One day my neighbor called to say a woman who lives down the street was taking oranges off the trees in front of my apartment building. I am friendly with the woman and have encouraged her to pick them, so I was not upset—until I learned that in the process of gathering the fruit she had crushed many of the flowers I’d planted below. I went downstairs to find several broken plants.
Later in the week, the woman stopped me on the street. Before I could share my disappointment in finding so many crushed flowers, she spoke up.

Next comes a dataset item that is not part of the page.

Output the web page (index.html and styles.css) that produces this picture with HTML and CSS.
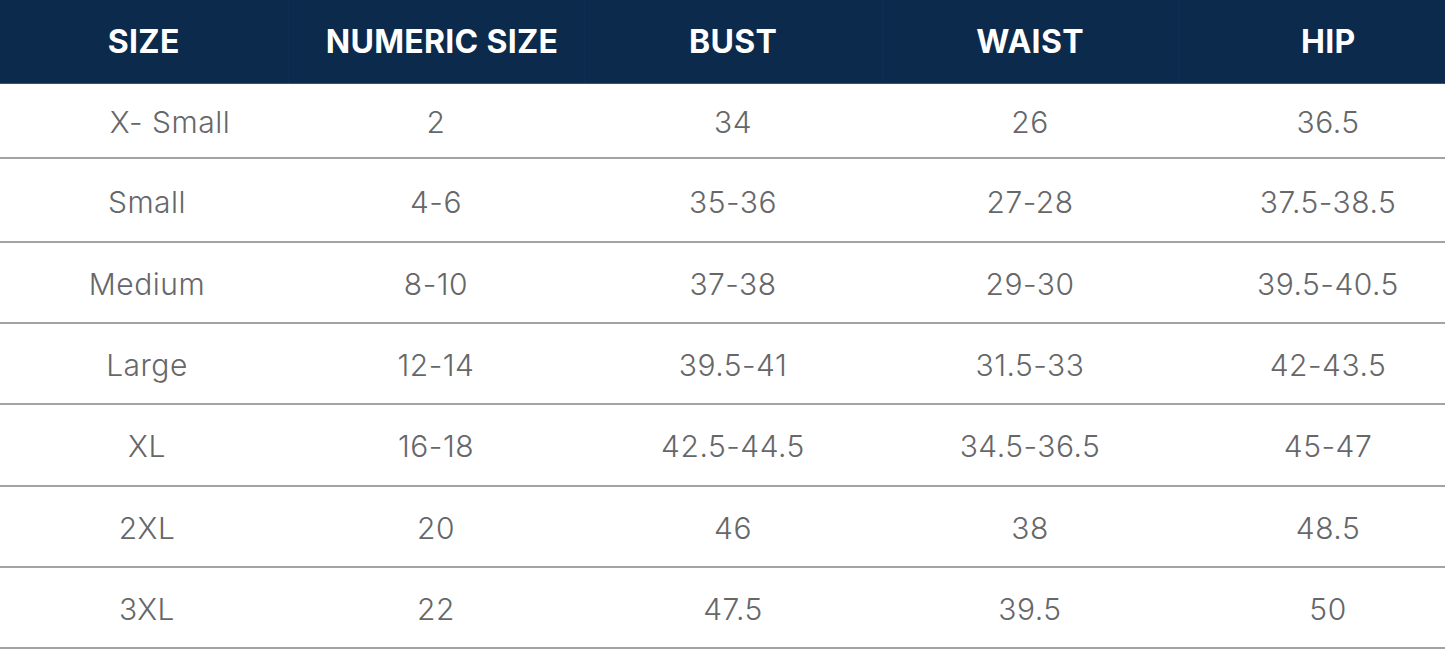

“My five-year-old granddaughter insisted we take all the oranges I could reach. I lost my balance and stepped on your flowers. I am so sorry. I also want you to know the oranges were not for us. Every time my granddaughter visits me, she goes through my refrigerator for leftovers and my purse for loose change. Then we walk up the street and she gives them to the homeless man who sits in front of Peet’s coffee shop. That day she wanted as many oranges as possible to give to him, too.”
It took about three weeks for most of the flowers to recover. There was one bald patch. I thought of getting a few more plants to fill it in but decided against it. The spot served to remind me of the loving behavior of the young girl and that it is best not to jump to conclusions because others’ actions are not necessarily what they might seem.
To create deep relationships, avoid problems, and make life easier, we accept it is not responsible to jump to conclusions based on hearsay or prejudicial fear. Instead of buying into negativity or opinion, we care enough about ourselves and others to search for truth.